A VELHA NOVIDADE
Reginaldo Vasconcelos*
A chamada
“delação do fim do mundo” foi deflagrada exatamente quando entrávamos nesta
Semana Santa, que se encerrou no domingo passado. Não veio como o advento de
algo inesperado, mas como aquele ansiado grito do menino do conto de Andersen:
“O rei está nu!!!”. Como na fábula, todos sabiam, mas não se podia constatar.
A corrupção no
Brasil não é novidade. Desde sempre se soube que a política e a administração
pública brasileiras driblavam as éticas jurídica e social, por meio
do chamado “jeitinho brasileiro”, aplicado na troca de favores ilícitos ou por
meio de propinas.
Vimos de longe
com uma direita desonesta, em permanente relação incestuosa com a grande
empresa nacional, mantendo intensa promiscuidade entre interesses eleitorais e
o erário público, naquilo que o compositor Chico Buarque chamou de “tenebrosas
transações”.
Então, há quase
vinte anos, a esquerda assumiu o poder com discurso moralizador, e todos
esperávamos que fosse haver uma devassa nas células apodrecidas do poder público,
e que uma renovação dos hábitos se operasse.
Qual nada, a
patifaria continuou, se aprimorou, se agudizou, até que a “casa caiu” – como
dizem na polícia – ao preço da falência do País, restando enfim evidente que
havia uma espúria ética interna na política brasileira, um pacto
suprapartidário segundo o qual se podia “fazer o diabo” para obter e manter o
poder, de tal modo que o povo, embora desconfiasse, fosse mantido na ilusão.
Era “normal”,
era “institucional”, havia no mínimo trinta anos – segundo afirmou Emílio
Odebrecht.
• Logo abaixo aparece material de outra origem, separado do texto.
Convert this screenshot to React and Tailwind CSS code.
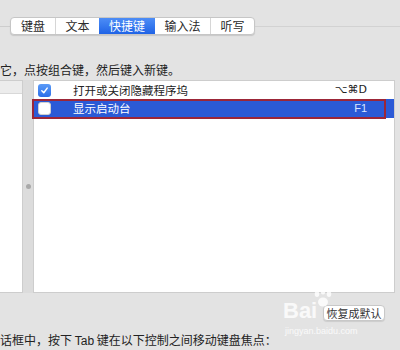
export default function App() {
  const tabs = [
    { label: '键盘', w: 'w-[44px]' },
    { label: '文本', w: 'w-[44px]' },
    { label: '快捷键', w: 'w-[56px]', active: true },
    { label: '输入法', w: 'w-[55px]' },
    { label: '听写', w: 'w-[44px]' },
  ]

  return (
    <div className="relative w-[400px] h-[350px] overflow-hidden bg-[#e3e3e3] text-[#222] font-['Noto_Sans_CJK_SC','Liberation_Sans',sans-serif]">
      {/* Tab bar */}
      <div className="flex items-center pt-[17px]">
        <div className="w-[10px] h-px bg-[#cdcdcd]" />
        <div className="flex h-[18px] rounded-[4px] border border-[#c6c6c6] bg-white shadow-[0_1px_1px_rgba(0,0,0,0.12)] overflow-hidden">
          {tabs.map((t, i) => (
            <div
              key={t.label}
              className={`${t.w} flex items-center justify-center text-[12px] leading-none ${
                t.active
                  ? 'bg-gradient-to-b from-[#4d8df6] to-[#1f63e6] text-white'
                  : 'text-[#2b2b2b]'
              } ${i > 0 && !t.active && !tabs[i - 1].active ? 'border-l border-[#d6d6d6]' : ''}`}
            >
              {t.label}
            </div>
          ))}
        </div>
        <div className="flex-1 h-px bg-[#d2d2d2]" />
      </div>

      <p className="mt-[27px] text-[12px] leading-[16px] whitespace-nowrap">
        它，点按组合键，然后键入新键。
      </p>

      {/* Panels */}
      <div className="flex mt-[2px] h-[213px]">
        <div className="w-[23px] flex flex-col bg-white border-y border-r border-[#cdcdcd]">
          <div className="h-[13px] bg-[#ececec] border-b border-[#d8d8d8]" />
        </div>

        <div className="w-[10px] flex items-center justify-center bg-[#dcdcdc]">
          <div className="w-[5px] h-[5px] rounded-full bg-[#a9a9a9]" />
        </div>

        <div className="w-[362px] flex flex-col bg-white border border-[#cdcdcd] pt-[1px]">
          <div className="h-[17px] flex items-center text-[11.5px]">
            <div className="ml-[4px] w-[13px] h-[13px] rounded-[3px] bg-gradient-to-b from-[#5a9af7] to-[#2b6ee8] flex items-center justify-center">
              <svg width="9" height="9" viewBox="0 0 10 10" fill="none">
                <path d="M2 5.3 L4.2 7.5 L8 2.3" stroke="white" strokeWidth="1.6" strokeLinecap="round" strokeLinejoin="round" />
              </svg>
            </div>
            <span className="ml-[22px]">打开或关闭隐藏程序坞</span>
            <span className="ml-auto mr-[27px] text-[11px] font-['DejaVu_Sans',sans-serif]">⌥⌘D</span>
          </div>

          <div className="relative h-[19px] flex items-center bg-[#2b5ad6] text-white text-[11.5px]">
            <div className="ml-[4px] w-[13px] h-[13px] rounded-[3px] bg-white border border-[#d0d0d0]" />
            <span className="ml-[22px]">显示启动台</span>
            <span className="ml-auto mr-[27px] text-[11px] text-[#dbe6ff] font-['Liberation_Sans',sans-serif]">F1</span>
            <div className="absolute left-[-2px] top-0 bottom-[-1px] w-[354px] border-2 border-[#9c2638]" />
          </div>
        </div>
      </div>

      {/* Restore button */}
      <div className="flex justify-end mt-[12px] pr-[15px]">
        <div className="w-[62px] h-[16px] flex items-center justify-center rounded-[4px] bg-white border border-[#c8c8c8] shadow-[0_1px_1px_rgba(0,0,0,0.1)] text-[11px] text-[#333]">
          恢复成默认
        </div>
      </div>

      <p className="mt-[11px] text-[12px] leading-[16px] whitespace-nowrap">
        话框中，按下 <span className="font-['Liberation_Sans',sans-serif]">Tab</span> 键在以下控制之间移动键盘焦点：
      </p>

      {/* Watermark */}
      <div className="absolute left-[283px] top-[300px] text-[22px] font-bold leading-none text-white/80 font-['Liberation_Sans',sans-serif]">
        Bai
      </div>
      <svg className="absolute left-[312px] top-[288px]" width="22" height="20" viewBox="0 0 22 20">
        <g fill="white" fillOpacity="0.8">
          <ellipse cx="5" cy="6" rx="2.3" ry="3" />
          <ellipse cx="11" cy="3.5" rx="2.3" ry="3" />
          <ellipse cx="17" cy="6" rx="2.3" ry="3" />
          <ellipse cx="11" cy="14" rx="5" ry="4.5" />
        </g>
      </svg>
      <div className="absolute left-[285px] top-[327px] text-[9px] leading-none text-white/80 font-['Liberation_Sans',sans-serif]">
        jingyan.baidu.com
      </div>
    </div>
  )
}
A nudez do rei era de fato muito antiga, todo mundo sabia, os mais
tolos desconfiavam, os mais crédulos imaginavam que haveria exceções... e nada se
dizia, não se podia provar, não se fazia nada.
A propósito, o
Professor Doutor Cid Carvalho, Presidente de Honra da ACLJ, um dos mais
importantes jornalistas do Estado, elegeu-se Senador da República 1986, pelas
mãos de Tasso Jereissati, o maior governador que o Ceará já conheceu, um
político tão rico quanto honesto, jamais citado ou imaginado em embustes e
tramoias.
Antonino
Carvalho, primogênito de Cid, conta que certa vez, ao ir a Brasília quando o
pai era do Senado, recebeu recomendação sua de não aceitar nenhuma das ofertas
que certamente os lobistas lhe fariam – carros de luxo, hotel cinco estrelas, scort
girls? Então, fica confirmado: Lá em Brasília, há mais de trinta anos, o
senador cearense já sentia o odor dessa podridão que a Lava Jato trouxe a lume.
As centenas de
citados nas delações da Odebrecht recorrem à mesma cantilena para responder às
acusações: “Não recebi nem autorizei ninguém a receber”; “As contas
da minha campanha foram aprovadas pela Justiça Eleitoral”; “Tenho
certeza de que meu processo será arquivado; “Estou à disposição do
Poder Judiciário”.
Mas o argumento
mais cínico é aquele de que as delações de outros envolvidos não têm força de
prova, que tudo que eles dizem precisaria ser provado. Ora, testemunha dos
fatos, embora seja considerada “a prostituta das provas”, é prova fortíssima.
E no caso
daqueles que fazem acordo com o Ministério Público, com muito mais veras. Esses
são testemunhos qualificados. Ademais, centenas de milhões de reais não podem
sumir sem deixar rastros. Os delatores saberão indicar como rastreá-los.
Pessoalmente, a
essa altura, não me interessa quem foi citado desta vez, quem será citado
depois, quem vai ser condenado, se e quando uns e outros serão presos – o
Lula, a Dilma, o Aécio, o Temer, Caifás ou Ferrabrás.
Para mim, o que
é mais relevante neste momento é a grave constatação de que os políticos
brasileiros não representam o seu eleitorado, de modo que não têm legitimidade
real. Que, portanto, a república brasileira é de fato uma ficção
sarcástica, e a democracia no Brasil foi carnavalizada.
Que o povo
brasileiro não sabe mesmo votar, que o Brasil não é realmente um país sério,
que este país anedótico é uma piada de mau gosto.